Arteaga’s works also challenge the qualities of stasis, permanence, and transcendence that are quintessential to the diorama’s aesthetic and its narratives about nature. Natural Selection does this by extending the temporality of the diorama to include scenes of the preparation and storage that precede or follow an exhibition. Similarly, with its deliberately collapsed lighting systems, This Path, One Time, Long Ago suggests the decay of the museum’s fabric over time. Such techniques emerge from Arteaga’s understanding that “the tradition of the diorama is a place of contingency,”35 and that it may, in artistic remakings, chart the perceptual and conceptual reorganizations of our relationship with nature. The many different works and objects that make up the Natural Selection exhibition include mobile sculptures, in which a taxidermy mannequin is joined by organic and inorganic objects found on a brownfield site near the museum, all of which were suspended together in an ever-shifting spatial relationship. These continually moving constellations capture both our contemporary sense of the fragile balance of ecosystems and the fact that “our ways of thinking about ecology are also constantly changing, or ecology is constantly changing while we keep trying to understand it.”36
In Diorama en expansión, exhibited in 2001 in Santiago (Chile), Arteaga brought an understanding of these dynamic interactions into a more explicit dialogue with Chile’s ecological crisis.37 The diorama he created again invited viewers to move around the space; the addition of sound art and hanging mobile constructions that circled slowly also had an immersive effect. Prominent place was given to species that play an important role in regulating ecosystems, such as fungi and bats. Arteaga also included in the exhibition some pieces he had originally developed for the 2018 Slade School of Fine Art Degree Show (London), entitled Monocultivos (pinus radiata) and Monocultivos (eucalyptus globulus).38 These consisted of large sheets of paper from which the forms of leaves, seeds, and branches had been burned, leaving silhouettes. As Arteaga explains, they were intended to draw attention to the excessive monocultures of Monterey pines and fast-growing eucalyptus trees in Chile, and the relationship between these plantations and the recent increase in droughts and forest fires.39 In Arteaga’s hands, dioramas are rather more than “mausoleums of a vanishing heritage”;40 instead, they represent dynamic encounters that encourage an awareness of the continual transformations that characterize both the natural world and our constructions of it.

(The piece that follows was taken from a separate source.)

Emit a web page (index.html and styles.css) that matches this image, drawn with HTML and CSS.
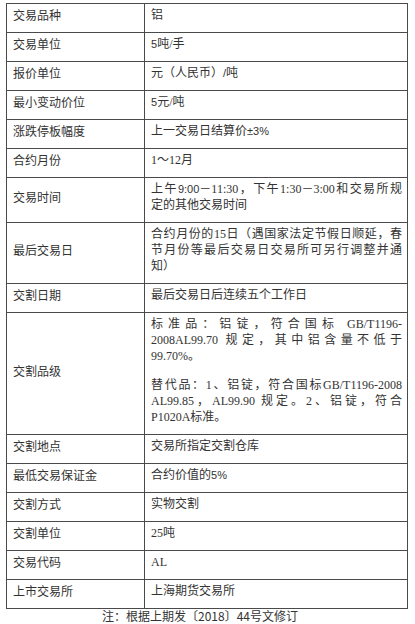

Pablo La Padula: Museo liberado and the Violence of the Modern State
A mischievous intent animates Pablo La Padula’s Museo liberado (Liberated Museum, 2021), which stages the “release” of taxidermy animals from their usual homes in the glass display cases and basement storage rooms of the Museo Nacional de Historia Natural (MNHN) in Montevideo, Uruguay. La Padula’s concept involved a collaboration between the museum and the neighbouring Espacio de Arte Contemporáneo (EAC), with which it shares a building. The museum’s taxidermied animals were brought into the art gallery and positioned as if they were making a break for freedom: crawling, prowling, strutting, waddling, and swooping their way to the exit (see Fig. 6.8). The two interconnected rooms of the EAC’s Sala Miguelete have their architectural counterparts in two other rooms, situated across the corridor, which house dioramas curated by the MNHN. The mirroring of these two spaces allowed La Padula to reflect on the different ways in which art and science have sought to capture, interpret, and display the natural world. The theme of captivity acquires broader resonances given the history of the larger building that now accommodates both the MNHN and the EAC. This operated between 1888 and 1986 as Uruguay’s first and most important prison, and the first in Latin America to have been built according to the panopticon design; it also functioned as a detention centre for political prisoners during the military regime of 1973–1985.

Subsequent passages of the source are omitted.